What’s your sense on what lies ahead? Are we still in a groping kind of a situation?
I don’t think so, I think December will be higher than today, but in between if something happens by the end of the year, it will be good. My theory has been that normally as the year turns—today when you talk about a P-E (price-earnings multiple) of any stock, we talk about 2010 March earnings, we just pass it four-five months without feeling aggressive, it will look like we are talking about 2011 earnings, so in everybody’s mind, the valuations become 15-14%.
Secondly, this time around, six-nine months would have passed, let’s say after these guys effectively got the money in their bank accounts. Enough time for them to get over their embarrassment and get on with life because many investors come back saying give us our old watermark, give us some old terms.
Once you redeem, you are like a new investor. So you can see they are desperate, but they can’t turn around within three months and come back as institutional investors but six to nine months later, life will have to move on.

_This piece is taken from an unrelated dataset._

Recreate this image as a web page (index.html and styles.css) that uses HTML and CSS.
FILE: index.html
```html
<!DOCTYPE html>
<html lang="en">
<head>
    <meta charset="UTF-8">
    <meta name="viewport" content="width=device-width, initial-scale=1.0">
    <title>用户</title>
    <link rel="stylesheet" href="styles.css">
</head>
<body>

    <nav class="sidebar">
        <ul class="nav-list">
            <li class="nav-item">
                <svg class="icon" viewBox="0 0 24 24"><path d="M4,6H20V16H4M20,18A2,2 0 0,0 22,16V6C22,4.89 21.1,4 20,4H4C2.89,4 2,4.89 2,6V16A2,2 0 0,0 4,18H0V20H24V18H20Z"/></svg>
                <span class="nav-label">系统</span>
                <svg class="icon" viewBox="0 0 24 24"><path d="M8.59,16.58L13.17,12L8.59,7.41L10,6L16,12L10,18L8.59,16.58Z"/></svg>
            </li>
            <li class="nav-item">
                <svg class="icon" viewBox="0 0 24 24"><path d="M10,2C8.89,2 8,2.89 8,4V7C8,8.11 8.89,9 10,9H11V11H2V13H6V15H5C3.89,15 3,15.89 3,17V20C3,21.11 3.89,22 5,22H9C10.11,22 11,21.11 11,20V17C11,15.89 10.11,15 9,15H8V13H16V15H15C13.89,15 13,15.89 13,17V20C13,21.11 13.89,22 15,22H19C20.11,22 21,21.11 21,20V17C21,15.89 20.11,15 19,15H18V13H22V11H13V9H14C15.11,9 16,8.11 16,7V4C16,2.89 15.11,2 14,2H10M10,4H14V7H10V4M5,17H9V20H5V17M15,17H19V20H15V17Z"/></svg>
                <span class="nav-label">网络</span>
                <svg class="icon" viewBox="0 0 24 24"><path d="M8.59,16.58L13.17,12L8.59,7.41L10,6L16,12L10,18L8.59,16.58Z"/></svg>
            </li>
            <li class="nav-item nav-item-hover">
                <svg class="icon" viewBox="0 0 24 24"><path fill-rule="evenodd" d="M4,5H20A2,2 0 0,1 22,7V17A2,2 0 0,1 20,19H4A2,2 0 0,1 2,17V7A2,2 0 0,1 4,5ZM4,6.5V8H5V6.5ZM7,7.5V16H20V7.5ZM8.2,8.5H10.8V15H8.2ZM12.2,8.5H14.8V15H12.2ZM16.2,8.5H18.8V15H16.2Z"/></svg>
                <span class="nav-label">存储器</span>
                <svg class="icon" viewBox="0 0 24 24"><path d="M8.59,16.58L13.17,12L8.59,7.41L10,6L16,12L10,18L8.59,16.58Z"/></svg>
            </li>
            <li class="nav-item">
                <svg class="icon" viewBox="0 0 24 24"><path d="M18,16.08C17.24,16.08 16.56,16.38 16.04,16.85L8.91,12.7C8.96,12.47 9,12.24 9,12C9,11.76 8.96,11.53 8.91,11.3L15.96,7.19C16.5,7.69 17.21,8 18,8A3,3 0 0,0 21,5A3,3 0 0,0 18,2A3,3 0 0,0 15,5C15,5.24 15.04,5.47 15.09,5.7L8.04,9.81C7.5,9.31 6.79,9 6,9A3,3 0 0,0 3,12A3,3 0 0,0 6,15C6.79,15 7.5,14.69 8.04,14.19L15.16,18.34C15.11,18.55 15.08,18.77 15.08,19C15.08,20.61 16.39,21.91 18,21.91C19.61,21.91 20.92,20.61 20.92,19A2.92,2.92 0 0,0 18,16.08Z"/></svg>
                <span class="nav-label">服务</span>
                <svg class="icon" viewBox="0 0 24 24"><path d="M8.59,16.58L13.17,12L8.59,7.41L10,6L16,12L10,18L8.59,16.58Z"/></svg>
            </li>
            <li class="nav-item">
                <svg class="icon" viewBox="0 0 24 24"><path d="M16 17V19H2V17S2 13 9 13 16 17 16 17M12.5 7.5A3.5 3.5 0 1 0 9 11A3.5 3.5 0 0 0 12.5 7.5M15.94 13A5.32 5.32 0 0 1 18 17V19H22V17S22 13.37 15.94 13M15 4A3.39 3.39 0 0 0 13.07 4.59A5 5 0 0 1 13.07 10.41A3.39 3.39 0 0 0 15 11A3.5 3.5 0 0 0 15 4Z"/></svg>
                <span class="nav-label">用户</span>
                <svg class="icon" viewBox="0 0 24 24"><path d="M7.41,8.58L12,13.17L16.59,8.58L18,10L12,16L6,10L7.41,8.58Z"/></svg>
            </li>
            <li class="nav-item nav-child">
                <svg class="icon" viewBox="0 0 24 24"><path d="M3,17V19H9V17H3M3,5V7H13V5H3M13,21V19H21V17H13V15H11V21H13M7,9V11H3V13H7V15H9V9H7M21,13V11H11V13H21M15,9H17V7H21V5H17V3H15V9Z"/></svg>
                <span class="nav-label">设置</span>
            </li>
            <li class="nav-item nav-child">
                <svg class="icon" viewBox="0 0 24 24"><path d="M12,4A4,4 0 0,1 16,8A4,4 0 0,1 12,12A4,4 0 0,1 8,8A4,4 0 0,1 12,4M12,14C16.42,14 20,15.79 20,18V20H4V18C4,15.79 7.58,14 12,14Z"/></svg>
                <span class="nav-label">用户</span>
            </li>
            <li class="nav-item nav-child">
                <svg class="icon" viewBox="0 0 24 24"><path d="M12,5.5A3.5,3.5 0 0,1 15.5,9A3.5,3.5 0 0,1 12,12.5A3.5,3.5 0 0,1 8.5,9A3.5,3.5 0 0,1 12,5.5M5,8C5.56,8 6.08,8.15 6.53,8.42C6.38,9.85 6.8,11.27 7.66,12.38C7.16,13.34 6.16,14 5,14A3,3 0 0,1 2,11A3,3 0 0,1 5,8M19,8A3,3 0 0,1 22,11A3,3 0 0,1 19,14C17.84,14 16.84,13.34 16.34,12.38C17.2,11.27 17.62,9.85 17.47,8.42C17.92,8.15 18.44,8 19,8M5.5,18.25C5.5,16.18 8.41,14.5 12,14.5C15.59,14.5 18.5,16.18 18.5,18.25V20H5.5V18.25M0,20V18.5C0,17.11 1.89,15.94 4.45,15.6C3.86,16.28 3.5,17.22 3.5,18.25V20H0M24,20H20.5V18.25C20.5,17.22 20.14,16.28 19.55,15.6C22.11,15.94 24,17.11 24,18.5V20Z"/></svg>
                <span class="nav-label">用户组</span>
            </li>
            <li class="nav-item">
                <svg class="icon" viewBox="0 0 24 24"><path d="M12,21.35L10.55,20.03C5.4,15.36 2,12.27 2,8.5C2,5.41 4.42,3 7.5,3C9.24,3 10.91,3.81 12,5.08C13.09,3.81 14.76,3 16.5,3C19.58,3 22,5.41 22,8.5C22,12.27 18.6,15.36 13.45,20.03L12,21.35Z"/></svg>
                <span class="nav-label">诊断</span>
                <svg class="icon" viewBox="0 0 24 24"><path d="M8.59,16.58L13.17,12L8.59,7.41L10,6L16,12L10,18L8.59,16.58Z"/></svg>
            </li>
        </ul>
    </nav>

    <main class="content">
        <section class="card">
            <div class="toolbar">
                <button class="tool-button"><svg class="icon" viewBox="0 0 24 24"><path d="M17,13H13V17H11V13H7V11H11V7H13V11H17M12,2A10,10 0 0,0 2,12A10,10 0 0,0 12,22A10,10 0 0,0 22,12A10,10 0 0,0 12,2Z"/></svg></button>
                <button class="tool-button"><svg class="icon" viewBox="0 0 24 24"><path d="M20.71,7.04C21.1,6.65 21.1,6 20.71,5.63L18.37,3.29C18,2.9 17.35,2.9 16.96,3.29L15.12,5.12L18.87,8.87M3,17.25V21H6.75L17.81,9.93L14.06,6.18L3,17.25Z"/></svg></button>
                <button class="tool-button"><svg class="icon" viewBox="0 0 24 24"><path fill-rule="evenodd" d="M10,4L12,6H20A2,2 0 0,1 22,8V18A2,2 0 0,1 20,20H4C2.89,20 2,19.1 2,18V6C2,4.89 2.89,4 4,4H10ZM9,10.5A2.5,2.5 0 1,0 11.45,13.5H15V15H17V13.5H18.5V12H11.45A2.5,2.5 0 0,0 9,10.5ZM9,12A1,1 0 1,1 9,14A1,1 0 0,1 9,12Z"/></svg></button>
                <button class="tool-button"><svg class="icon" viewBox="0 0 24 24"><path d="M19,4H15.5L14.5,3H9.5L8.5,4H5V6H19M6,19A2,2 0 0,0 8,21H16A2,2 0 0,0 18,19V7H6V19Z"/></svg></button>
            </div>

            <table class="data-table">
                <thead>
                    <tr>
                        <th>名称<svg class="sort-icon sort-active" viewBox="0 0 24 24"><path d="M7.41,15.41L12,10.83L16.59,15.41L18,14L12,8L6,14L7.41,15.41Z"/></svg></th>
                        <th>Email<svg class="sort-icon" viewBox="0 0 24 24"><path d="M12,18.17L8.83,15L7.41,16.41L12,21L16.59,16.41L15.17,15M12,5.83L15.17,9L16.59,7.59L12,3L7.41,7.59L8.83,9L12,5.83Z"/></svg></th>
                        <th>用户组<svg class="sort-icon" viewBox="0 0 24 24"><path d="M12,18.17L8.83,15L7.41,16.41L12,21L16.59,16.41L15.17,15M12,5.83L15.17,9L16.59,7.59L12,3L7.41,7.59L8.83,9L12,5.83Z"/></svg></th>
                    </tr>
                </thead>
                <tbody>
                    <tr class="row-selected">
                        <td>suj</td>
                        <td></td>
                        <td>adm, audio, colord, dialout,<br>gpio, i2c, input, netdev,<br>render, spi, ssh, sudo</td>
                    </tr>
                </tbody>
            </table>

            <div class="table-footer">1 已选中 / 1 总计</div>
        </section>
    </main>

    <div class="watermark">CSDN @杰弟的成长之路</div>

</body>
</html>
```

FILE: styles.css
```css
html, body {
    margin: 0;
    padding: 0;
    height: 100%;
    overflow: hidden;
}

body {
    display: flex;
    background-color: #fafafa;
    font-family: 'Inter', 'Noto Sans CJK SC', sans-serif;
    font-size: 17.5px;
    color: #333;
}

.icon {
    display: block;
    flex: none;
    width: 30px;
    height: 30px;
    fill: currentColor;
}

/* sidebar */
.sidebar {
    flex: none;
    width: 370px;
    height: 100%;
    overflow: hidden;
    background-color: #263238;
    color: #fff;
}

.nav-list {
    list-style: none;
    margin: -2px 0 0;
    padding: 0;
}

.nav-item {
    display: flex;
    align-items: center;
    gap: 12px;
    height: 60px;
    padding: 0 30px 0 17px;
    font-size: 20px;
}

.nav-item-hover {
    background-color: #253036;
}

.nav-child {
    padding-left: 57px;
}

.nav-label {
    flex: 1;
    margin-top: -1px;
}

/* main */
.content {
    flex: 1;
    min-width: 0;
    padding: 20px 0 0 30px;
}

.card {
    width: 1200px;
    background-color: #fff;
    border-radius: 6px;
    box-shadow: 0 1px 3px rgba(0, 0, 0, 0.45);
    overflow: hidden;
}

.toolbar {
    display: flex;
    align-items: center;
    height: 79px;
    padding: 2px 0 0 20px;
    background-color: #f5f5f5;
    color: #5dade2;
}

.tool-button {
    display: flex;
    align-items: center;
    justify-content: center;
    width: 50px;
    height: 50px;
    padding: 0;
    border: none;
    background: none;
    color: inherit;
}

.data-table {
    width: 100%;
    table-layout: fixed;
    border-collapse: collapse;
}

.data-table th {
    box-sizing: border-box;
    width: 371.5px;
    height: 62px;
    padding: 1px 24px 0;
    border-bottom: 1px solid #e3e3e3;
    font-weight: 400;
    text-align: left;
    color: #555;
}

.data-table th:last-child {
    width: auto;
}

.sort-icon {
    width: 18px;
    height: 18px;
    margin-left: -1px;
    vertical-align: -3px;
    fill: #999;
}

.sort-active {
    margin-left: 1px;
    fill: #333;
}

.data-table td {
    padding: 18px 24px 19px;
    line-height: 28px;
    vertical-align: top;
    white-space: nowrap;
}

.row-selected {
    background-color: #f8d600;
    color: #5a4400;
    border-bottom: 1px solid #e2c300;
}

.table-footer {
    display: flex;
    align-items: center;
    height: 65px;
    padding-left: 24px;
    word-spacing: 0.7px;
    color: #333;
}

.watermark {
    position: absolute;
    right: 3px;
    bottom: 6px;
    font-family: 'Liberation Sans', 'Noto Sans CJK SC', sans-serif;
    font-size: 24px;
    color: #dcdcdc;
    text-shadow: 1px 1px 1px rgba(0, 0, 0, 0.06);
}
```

Therefore, you will get more money at the end of this year based on next year’s optimism and outlook than what we have seen this year. It’s just that these days thinking of the week—before when China fell, nobody exactly knew why it fell but if it had fallen another day, the whole world would have followed it without knowing exactly why. Since nobody knows how far the world can take these things, you have to be trigger-happy, which is sad but that’s the way it is.